Turning now to FIGS. 8 and 9, the first rigid bracket 16 includes a planar, integral mounting portion 70 provided with conventional, preferably counterbored orifices 72 through which conventional screws 73 (or lag bolts or the like) may penetrate, being received and anchored within a suitable stud 76. The offset side 80 of bracket 16 is provided with slot 42, previously discussed. The center 84 of slot 42 is adapted to be penetrated by either door bar flange end 36 or 37. The upper or lower portions 88, 89 of slot 42 are of sufficient width to receive reduced diameter mounting bar portions 38 or 39, while preventing axial penetration by either the flanges 36 or 37 of shoulders 38A, 39A previously discussed.
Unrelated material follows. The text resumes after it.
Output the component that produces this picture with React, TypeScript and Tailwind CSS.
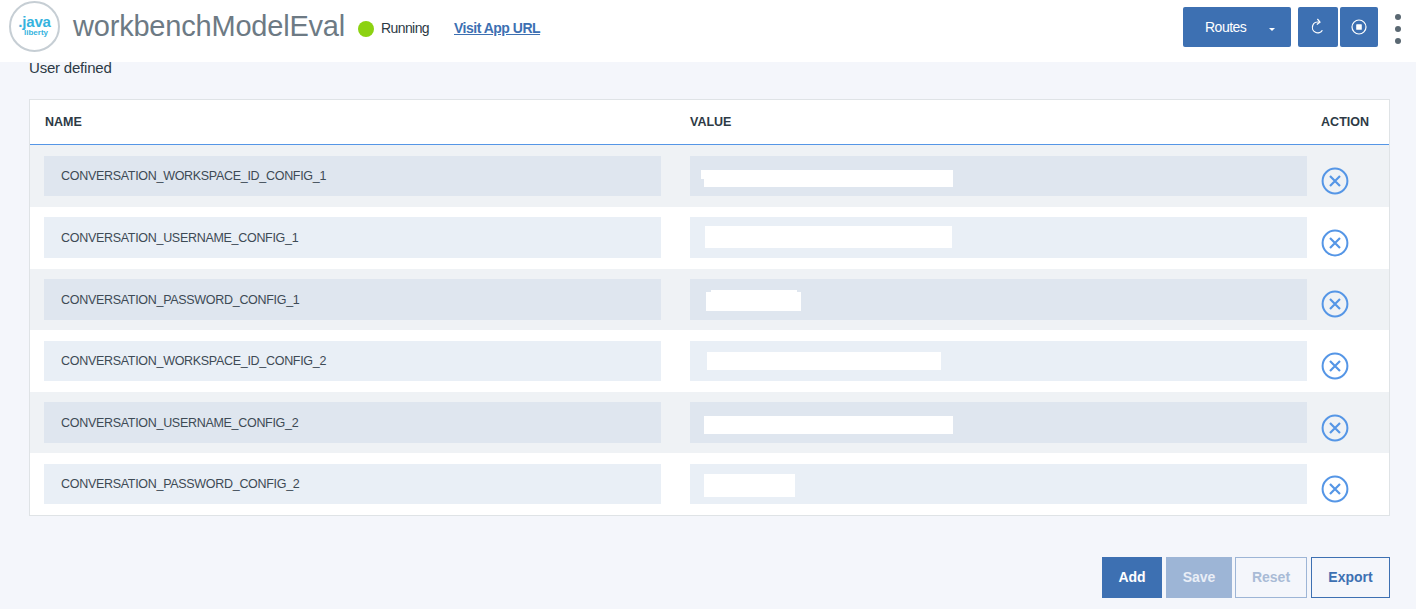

Because of the symmetry employed, mounting bracket 16 may be mounted in a variety of configurations, and, in conjunction with the displacement bracket 18 previously discussed, will facilitate use of the system 10 with doors of either left sided or right sided configuration.
From the foregoing, it will be seen that this invention is one well adapted to obtain all the ends and objects herein set forth, together with other advantages which are obvious and which are inherent to the structure.
It will be understood that certain features and subcombination are of utility and may be employed without reference to other features and subcombinations. This is contemplated by and is within the scope of the claims.
As many possible embodiments may be made of the invention without departing from the scope thereof, it is to be understood that all matter herein set forth or shown in the accompanying drawings is to be interpreted as illustrative and not in a limiting sense.